- **Exercise directions**: Reproduce the records below in full and exactly, without their images.

── Given records

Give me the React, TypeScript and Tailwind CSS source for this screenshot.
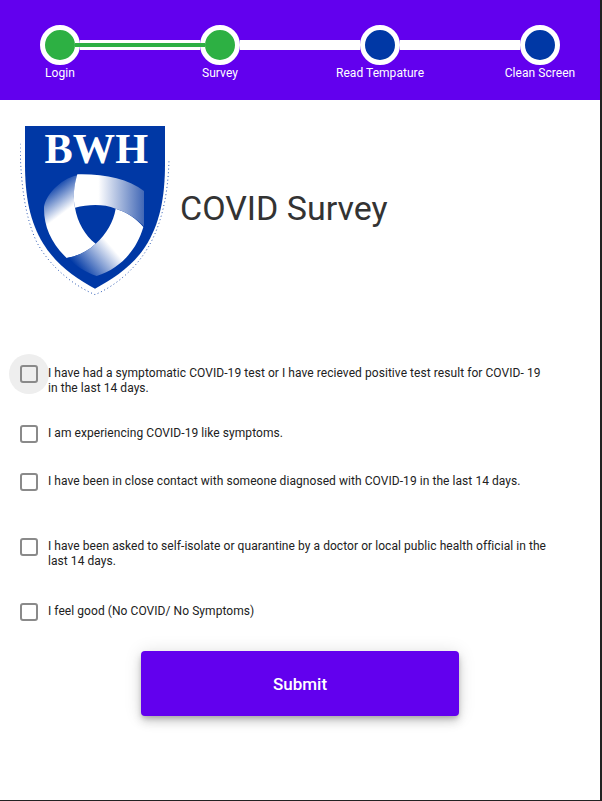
const steps = [
  { label: 'Login', done: true },
  { label: 'Survey', done: true },
  { label: 'Read Tempature', done: false },
  { label: 'Clean Screen', done: false },
];

const questions = [
  { text: 'I have had a symptomatic COVID-19 test or I have recieved positive test result for COVID- 19 in the last 14 days.', gap: 'mt-0', hover: true },
  { text: 'I am experiencing COVID-19 like symptoms.', gap: 'mt-5', hover: false },
  { text: 'I have been in close contact with someone diagnosed with COVID-19 in the last 14 days.', gap: 'mt-2', hover: false },
  { text: 'I have been asked to self-isolate or quarantine by a doctor or local public health official in the last 14 days.', gap: 'mt-[25px]', hover: false },
  { text: 'I feel good (No COVID/ No Symptoms)', gap: 'mt-[25px]', hover: false },
];

function Logo() {
  return (
    <svg width="150" height="170" viewBox="60 47 450 510" className="shrink-0">
      <defs>
        <linearGradient id="bandTop" gradientUnits="userSpaceOnUse" x1="295" y1="0" x2="435" y2="0">
          <stop offset="0" stopColor="#ffffff" />
          <stop offset="1" stopColor="#3d64b4" />
        </linearGradient>
        <linearGradient id="bandRight" gradientUnits="userSpaceOnUse" x1="340" y1="370" x2="227" y2="468">
          <stop offset="0.2" stopColor="#ffffff" />
          <stop offset="1" stopColor="#0038a5" />
        </linearGradient>
        <linearGradient id="bandLeft" gradientUnits="userSpaceOnUse" x1="210" y1="340" x2="135" y2="240">
          <stop offset="0.3" stopColor="#ffffff" />
          <stop offset="1" stopColor="#0038a5" />
        </linearGradient>
      </defs>
      <path
        d="M60 100 C62 220 75 320 110 395 C150 470 220 525 285 553 C350 525 425 465 465 370 C495 300 505 220 507 150"
        fill="none"
        stroke="#0038a5"
        strokeWidth="2.5"
        strokeDasharray="3 8"
      />
      <path
        d="M75 47 H495 V160 C495 260 480 340 435 410 C395 470 340 505 285 535 C230 505 170 465 130 400 C90 335 75 260 75 160 Z"
        fill="#0038a5"
      />
      <text
        x="289"
        y="158"
        textAnchor="middle"
        fill="#ffffff"
        fontFamily="'Liberation Serif', serif"
        fontWeight="700"
        fontSize="127"
      >
        BWH
      </text>
      <path d="M132 295 C132 260 180 205 232 195 C222 225 218 260 225 292 C232 335 255 375 287 400 C260 425 230 438 200 443 C155 400 132 350 132 295 Z" fill="url(#bandLeft)" />
      <path d="M347 295 C380 305 410 325 430 350 C410 420 360 475 290 497 C255 485 225 465 200 443 C230 438 260 425 287 400 C320 370 340 335 347 295 Z" fill="url(#bandRight)" />
      <path d="M232 192 C310 190 385 205 432 242 V348 C410 325 380 305 347 295 C310 280 265 282 225 292 C218 260 222 225 232 192 Z" fill="url(#bandTop)" />
    </svg>
  );
}

export default function App() {
  return (
    <div className="w-[602px] h-[801px] bg-[#222222] font-['Roboto',sans-serif]">
      <div className="w-[600px] h-[800px] bg-white overflow-hidden">
        {/* Stepper */}
        <div className="h-[100px] bg-[#6200ee] px-10 pt-[25px]">
          <div className="flex items-center">
            {steps.map((step, i) => (
              <div key={step.label} className="flex items-center">
                {i > 0 && (
                  <div className="w-[120px] h-[10px] bg-white flex items-center">
                    {step.done && <div className="relative z-10 w-[130px] shrink-0 -mx-[5px] h-1 bg-[#2db043]" />}
                  </div>
                )}
                <div
                  className={`w-10 h-10 rounded-full border-[5px] border-white ${
                    step.done ? 'bg-[#2db043]' : 'bg-[#0038a5]'
                  }`}
                />
              </div>
            ))}
          </div>
          <div className="flex justify-between pt-px">
            {steps.map(step => (
              <div key={step.label} className="w-10 flex justify-center">
                <span className="whitespace-nowrap text-xs leading-[15px] tracking-[0.05px] text-white">{step.label}</span>
              </div>
            ))}
          </div>
        </div>

        {/* Title */}
        <div className="flex items-center gap-[10px] pl-5 pt-[26px]">
          <Logo />
          <h1 className="text-[34px] leading-10 text-[#333333] -mt-1.5">COVID Survey</h1>
        </div>

        {/* Questions */}
        <div className="mt-[58px] pl-[9px]">
          {questions.map(q => (
            <label key={q.text} className={`flex items-start h-10 w-[542px] ${q.gap}`}>
              <span
                className={`w-10 h-10 shrink-0 rounded-full flex items-center justify-center ${
                  q.hover ? 'bg-[#eeeeee]' : ''
                }`}
              >
                <span className="w-[18px] h-[18px] rounded-[3px] border-2 border-[#8a8a8a]" />
              </span>
              <span className="-ml-px pt-3 text-xs leading-[15px] tracking-[0.06px] text-[#212121]">{q.text}</span>
            </label>
          ))}
        </div>

        {/* Submit */}
        <div className="flex justify-center mt-[19px]">
          <button className="w-[318px] h-[65px] pt-0.5 rounded bg-[#6200ee] text-white text-[17px] font-medium shadow-[0_3px_5px_-1px_rgba(0,0,0,0.2),0_6px_10px_0_rgba(0,0,0,0.14),0_1px_18px_0_rgba(0,0,0,0.12)]">
            Submit
          </button>
        </div>
      </div>
    </div>
  );
}
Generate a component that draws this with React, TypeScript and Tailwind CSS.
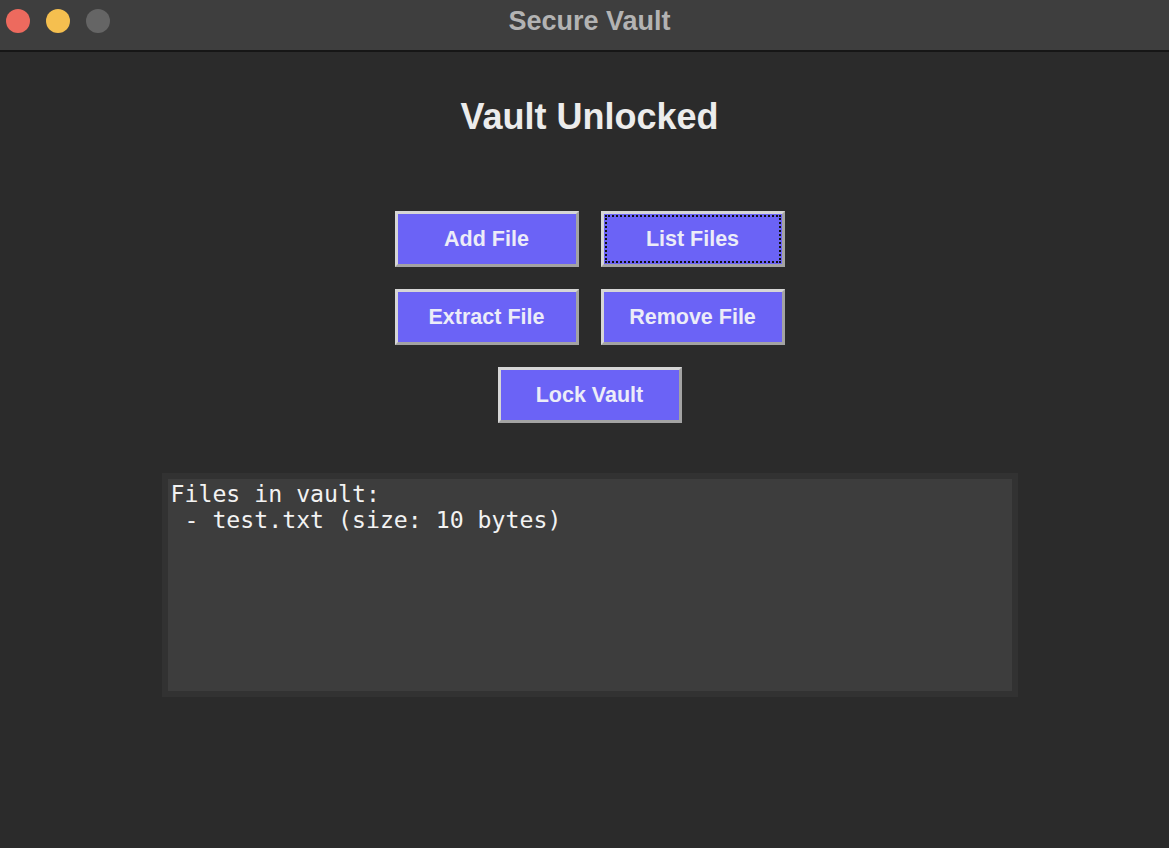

────

- **Answer to this task**:
Give me the React, TypeScript and Tailwind CSS source for this screenshot.
const steps = [
  { label: 'Login', done: true },
  { label: 'Survey', done: true },
  { label: 'Read Tempature', done: false },
  { label: 'Clean Screen', done: false },
];

const questions = [
  { text: 'I have had a symptomatic COVID-19 test or I have recieved positive test result for COVID- 19 in the last 14 days.', gap: 'mt-0', hover: true },
  { text: 'I am experiencing COVID-19 like symptoms.', gap: 'mt-5', hover: false },
  { text: 'I have been in close contact with someone diagnosed with COVID-19 in the last 14 days.', gap: 'mt-2', hover: false },
  { text: 'I have been asked to self-isolate or quarantine by a doctor or local public health official in the last 14 days.', gap: 'mt-[25px]', hover: false },
  { text: 'I feel good (No COVID/ No Symptoms)', gap: 'mt-[25px]', hover: false },
];

function Logo() {
  return (
    <svg width="150" height="170" viewBox="60 47 450 510" className="shrink-0">
      <defs>
        <linearGradient id="bandTop" gradientUnits="userSpaceOnUse" x1="295" y1="0" x2="435" y2="0">
          <stop offset="0" stopColor="#ffffff" />
          <stop offset="1" stopColor="#3d64b4" />
        </linearGradient>
        <linearGradient id="bandRight" gradientUnits="userSpaceOnUse" x1="340" y1="370" x2="227" y2="468">
          <stop offset="0.2" stopColor="#ffffff" />
          <stop offset="1" stopColor="#0038a5" />
        </linearGradient>
        <linearGradient id="bandLeft" gradientUnits="userSpaceOnUse" x1="210" y1="340" x2="135" y2="240">
          <stop offset="0.3" stopColor="#ffffff" />
          <stop offset="1" stopColor="#0038a5" />
        </linearGradient>
      </defs>
      <path
        d="M60 100 C62 220 75 320 110 395 C150 470 220 525 285 553 C350 525 425 465 465 370 C495 300 505 220 507 150"
        fill="none"
        stroke="#0038a5"
        strokeWidth="2.5"
        strokeDasharray="3 8"
      />
      <path
        d="M75 47 H495 V160 C495 260 480 340 435 410 C395 470 340 505 285 535 C230 505 170 465 130 400 C90 335 75 260 75 160 Z"
        fill="#0038a5"
      />
      <text
        x="289"
        y="158"
        textAnchor="middle"
        fill="#ffffff"
        fontFamily="'Liberation Serif', serif"
        fontWeight="700"
        fontSize="127"
      >
        BWH
      </text>
      <path d="M132 295 C132 260 180 205 232 195 C222 225 218 260 225 292 C232 335 255 375 287 400 C260 425 230 438 200 443 C155 400 132 350 132 295 Z" fill="url(#bandLeft)" />
      <path d="M347 295 C380 305 410 325 430 350 C410 420 360 475 290 497 C255 485 225 465 200 443 C230 438 260 425 287 400 C320 370 340 335 347 295 Z" fill="url(#bandRight)" />
      <path d="M232 192 C310 190 385 205 432 242 V348 C410 325 380 305 347 295 C310 280 265 282 225 292 C218 260 222 225 232 192 Z" fill="url(#bandTop)" />
    </svg>
  );
}

export default function App() {
  return (
    <div className="w-[602px] h-[801px] bg-[#222222] font-['Roboto',sans-serif]">
      <div className="w-[600px] h-[800px] bg-white overflow-hidden">
        {/* Stepper */}
        <div className="h-[100px] bg-[#6200ee] px-10 pt-[25px]">
          <div className="flex items-center">
            {steps.map((step, i) => (
              <div key={step.label} className="flex items-center">
                {i > 0 && (
                  <div className="w-[120px] h-[10px] bg-white flex items-center">
                    {step.done && <div className="relative z-10 w-[130px] shrink-0 -mx-[5px] h-1 bg-[#2db043]" />}
                  </div>
                )}
                <div
                  className={`w-10 h-10 rounded-full border-[5px] border-white ${
                    step.done ? 'bg-[#2db043]' : 'bg-[#0038a5]'
                  }`}
                />
              </div>
            ))}
          </div>
          <div className="flex justify-between pt-px">
            {steps.map(step => (
              <div key={step.label} className="w-10 flex justify-center">
                <span className="whitespace-nowrap text-xs leading-[15px] tracking-[0.05px] text-white">{step.label}</span>
              </div>
            ))}
          </div>
        </div>

        {/* Title */}
        <div className="flex items-center gap-[10px] pl-5 pt-[26px]">
          <Logo />
          <h1 className="text-[34px] leading-10 text-[#333333] -mt-1.5">COVID Survey</h1>
        </div>

        {/* Questions */}
        <div className="mt-[58px] pl-[9px]">
          {questions.map(q => (
            <label key={q.text} className={`flex items-start h-10 w-[542px] ${q.gap}`}>
              <span
                className={`w-10 h-10 shrink-0 rounded-full flex items-center justify-center ${
                  q.hover ? 'bg-[#eeeeee]' : ''
                }`}
              >
                <span className="w-[18px] h-[18px] rounded-[3px] border-2 border-[#8a8a8a]" />
              </span>
              <span className="-ml-px pt-3 text-xs leading-[15px] tracking-[0.06px] text-[#212121]">{q.text}</span>
            </label>
          ))}
        </div>

        {/* Submit */}
        <div className="flex justify-center mt-[19px]">
          <button className="w-[318px] h-[65px] pt-0.5 rounded bg-[#6200ee] text-white text-[17px] font-medium shadow-[0_3px_5px_-1px_rgba(0,0,0,0.2),0_6px_10px_0_rgba(0,0,0,0.14),0_1px_18px_0_rgba(0,0,0,0.12)]">
            Submit
          </button>
        </div>
      </div>
    </div>
  );
}
Generate a component that draws this with React, TypeScript and Tailwind CSS.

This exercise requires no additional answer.